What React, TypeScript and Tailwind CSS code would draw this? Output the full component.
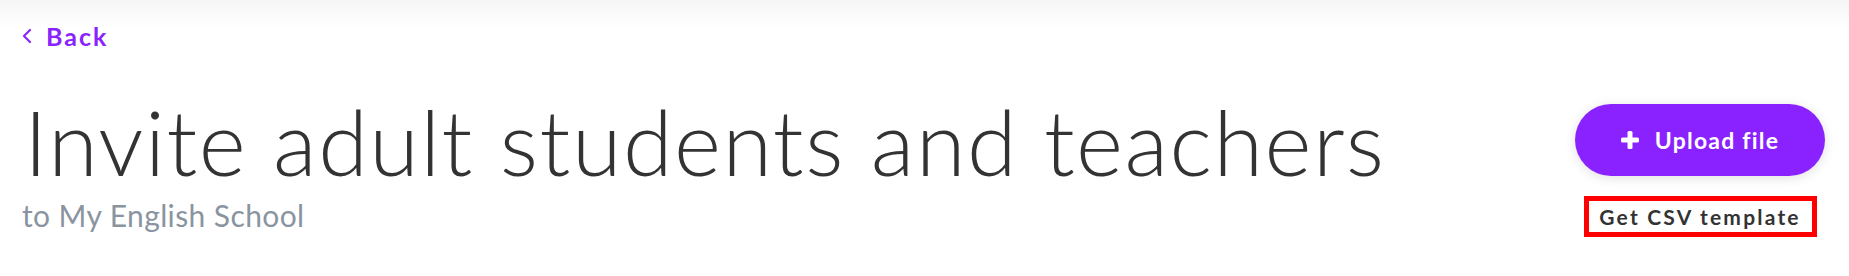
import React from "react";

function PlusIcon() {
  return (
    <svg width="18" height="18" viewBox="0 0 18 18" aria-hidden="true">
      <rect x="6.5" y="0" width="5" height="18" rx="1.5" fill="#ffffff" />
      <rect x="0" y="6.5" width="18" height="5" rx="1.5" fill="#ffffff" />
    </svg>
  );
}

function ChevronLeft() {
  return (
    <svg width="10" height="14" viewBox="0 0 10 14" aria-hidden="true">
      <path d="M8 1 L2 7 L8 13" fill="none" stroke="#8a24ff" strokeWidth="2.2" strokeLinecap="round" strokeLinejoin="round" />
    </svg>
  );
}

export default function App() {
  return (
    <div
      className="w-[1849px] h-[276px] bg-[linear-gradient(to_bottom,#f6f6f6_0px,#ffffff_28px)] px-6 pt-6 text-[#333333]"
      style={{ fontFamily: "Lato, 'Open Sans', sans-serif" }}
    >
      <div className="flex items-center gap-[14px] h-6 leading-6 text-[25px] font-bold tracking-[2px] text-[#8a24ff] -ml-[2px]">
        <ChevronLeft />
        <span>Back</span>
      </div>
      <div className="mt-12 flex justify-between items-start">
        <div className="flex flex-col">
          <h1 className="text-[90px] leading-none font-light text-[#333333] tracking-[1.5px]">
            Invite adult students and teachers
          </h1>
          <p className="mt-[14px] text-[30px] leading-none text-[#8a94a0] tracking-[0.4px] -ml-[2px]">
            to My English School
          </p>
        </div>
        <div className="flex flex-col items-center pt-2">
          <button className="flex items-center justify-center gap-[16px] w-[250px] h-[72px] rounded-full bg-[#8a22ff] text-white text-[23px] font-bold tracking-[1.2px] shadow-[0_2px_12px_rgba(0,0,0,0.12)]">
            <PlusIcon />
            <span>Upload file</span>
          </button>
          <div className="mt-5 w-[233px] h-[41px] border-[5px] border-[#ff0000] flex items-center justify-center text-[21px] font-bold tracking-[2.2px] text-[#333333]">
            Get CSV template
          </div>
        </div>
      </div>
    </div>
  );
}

○ ○ ○ ○ ○ ○ ○

Problem: Skip the pictures, then retype every line above exactly.

Correct answer:
What React, TypeScript and Tailwind CSS code would draw this? Output the full component.
import React from "react";

function PlusIcon() {
  return (
    <svg width="18" height="18" viewBox="0 0 18 18" aria-hidden="true">
      <rect x="6.5" y="0" width="5" height="18" rx="1.5" fill="#ffffff" />
      <rect x="0" y="6.5" width="18" height="5" rx="1.5" fill="#ffffff" />
    </svg>
  );
}

function ChevronLeft() {
  return (
    <svg width="10" height="14" viewBox="0 0 10 14" aria-hidden="true">
      <path d="M8 1 L2 7 L8 13" fill="none" stroke="#8a24ff" strokeWidth="2.2" strokeLinecap="round" strokeLinejoin="round" />
    </svg>
  );
}

export default function App() {
  return (
    <div
      className="w-[1849px] h-[276px] bg-[linear-gradient(to_bottom,#f6f6f6_0px,#ffffff_28px)] px-6 pt-6 text-[#333333]"
      style={{ fontFamily: "Lato, 'Open Sans', sans-serif" }}
    >
      <div className="flex items-center gap-[14px] h-6 leading-6 text-[25px] font-bold tracking-[2px] text-[#8a24ff] -ml-[2px]">
        <ChevronLeft />
        <span>Back</span>
      </div>
      <div className="mt-12 flex justify-between items-start">
        <div className="flex flex-col">
          <h1 className="text-[90px] leading-none font-light text-[#333333] tracking-[1.5px]">
            Invite adult students and teachers
          </h1>
          <p className="mt-[14px] text-[30px] leading-none text-[#8a94a0] tracking-[0.4px] -ml-[2px]">
            to My English School
          </p>
        </div>
        <div className="flex flex-col items-center pt-2">
          <button className="flex items-center justify-center gap-[16px] w-[250px] h-[72px] rounded-full bg-[#8a22ff] text-white text-[23px] font-bold tracking-[1.2px] shadow-[0_2px_12px_rgba(0,0,0,0.12)]">
            <PlusIcon />
            <span>Upload file</span>
          </button>
          <div className="mt-5 w-[233px] h-[41px] border-[5px] border-[#ff0000] flex items-center justify-center text-[21px] font-bold tracking-[2.2px] text-[#333333]">
            Get CSV template
          </div>
        </div>
      </div>
    </div>
  );
}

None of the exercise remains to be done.